In March 2012, India recalled that in October 2011 it had raised concerns that the FSMA put extra burden on exporters, and reiterated the provisions of greatest concern. India urged the United States to communicate the timeframe for the issuance of these regulations, and asked whether the regulations would provide for bilateral mutual recognition agreements that could help Indian exporters access the US market. India also requested information on how much time would be provided to exporters to meet new requirements, as this would require technical assistance and better understanding to ensure all regulations were fully followed. India also requested clarification about the additional costs to exporters for the registration of foreign suppliers.

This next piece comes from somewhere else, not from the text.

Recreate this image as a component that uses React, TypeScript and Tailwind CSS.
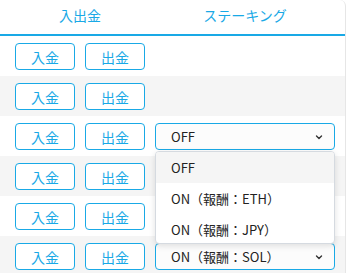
import React from "react";

const font = { fontFamily: '"Noto Sans CJK JP", "Noto Sans", sans-serif' };

function Chevron() {
  return (
    <svg width="10" height="10" viewBox="0 0 10 10" className="shrink-0">
      <path d="M2.5 4 L5 6.5 L7.5 4" fill="none" stroke="#333" strokeWidth="1.4" strokeLinecap="round" strokeLinejoin="round" />
    </svg>
  );
}

function Btn({ label }: { label: string }) {
  return (
    <button className="w-[60px] h-[27px] border border-[#19a9e6] rounded-[4px] text-[#19a9e6] text-[14px] leading-none flex items-center justify-center bg-white">
      {label}
    </button>
  );
}

function Select({ value }: { value: string }) {
  return (
    <div className="w-[180px] h-[27px] border border-[#19a9e6] rounded-[4px] bg-[#fcfcfc] flex items-center justify-between pl-[15px] pr-[10px] text-[13px] text-[#222]">
      <span>{value}</span>
      <Chevron />
    </div>
  );
}

export default function App() {
  const rows = [null, null, "OFF", null, null, "ON（報酬：SOL）"];
  return (
    <div className="w-[352px] h-[273px] bg-white overflow-hidden" style={font}>
      <div className="w-[346px] h-[273px] border-r border-[#e6e6e6] rounded-tr-[6px] relative">
        <div className="flex h-[36px] border-b-2 border-[#19a9e6] text-[#19a9e6] text-[14px]">
          <div className="w-[160px] flex items-center justify-center pb-[4px]">入出金</div>
          <div className="w-[170px] flex items-center justify-center pb-[4px]">ステーキング</div>
        </div>
        {rows.map((sel, i) => (
          <div key={i} className={`h-[40px] flex items-start pt-[7px] pl-[15px] gap-[10px] ${i % 2 === 1 ? "bg-[#f5f5f5]" : "bg-white"}`}>
            <Btn label="入金" />
            <Btn label="出金" />
            {sel && <Select value={sel} />}
          </div>
        ))}
        <div className="absolute left-[155px] top-[151px] w-[180px] h-[93px] bg-white border border-[#d5dae0] rounded-[4px] shadow-[0_2px_6px_rgba(0,0,0,0.12)] text-[13px] text-[#222] overflow-hidden">
          <div className="h-[31px] flex items-center pl-[15px] bg-[#f5f5f5]">OFF</div>
          <div className="h-[31px] flex items-center pl-[15px]">ON（報酬：ETH）</div>
          <div className="h-[31px] flex items-center pl-[15px]">ON（報酬：JPY）</div>
        </div>
      </div>
    </div>
  );
}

China echoed the concerns of India, and recalled the US document G/TBT/W/349 concerning the use of the International Laboratory Accreditation Cooperation (ILAC) Mutual Recognition Arrangement (MRA) and the International Accreditation Forum (IAF) Multilateral Recognition Arrangement (MLA) by central government bodies. China requested confirmation that the US FDA had taken concrete steps to accept test results issued by testing laboratories from exporting Members accredited under the ILAC MRA framework.
The United States recalled that it notified FSMA and certain user fee rates in February and October 2011, respectively (G/SPS/N/USA/2156 and addenda). An interim final rule had been notified (G/SPS/N/USA/703/Add.3) to amend FDA's regulation on the record availability requirements. The amendment expands FDA's access authority to records relating to any other article of food that the Secretary of Health Human Services reasonably believes is likely to be affected in a similar manner. Trading partners should submit comments on the notified measures. The United States hoped to soon publish proposed rules relating to preventive controls for human foods and animal feed, produce safety, foreign supplier verification, and third-party accreditation. The FDA would be mindful of the Codex Alimentarius standards, guidelines and related texts, while ensuring FSMA programmes provided the appropriate level of health protection for US consumers.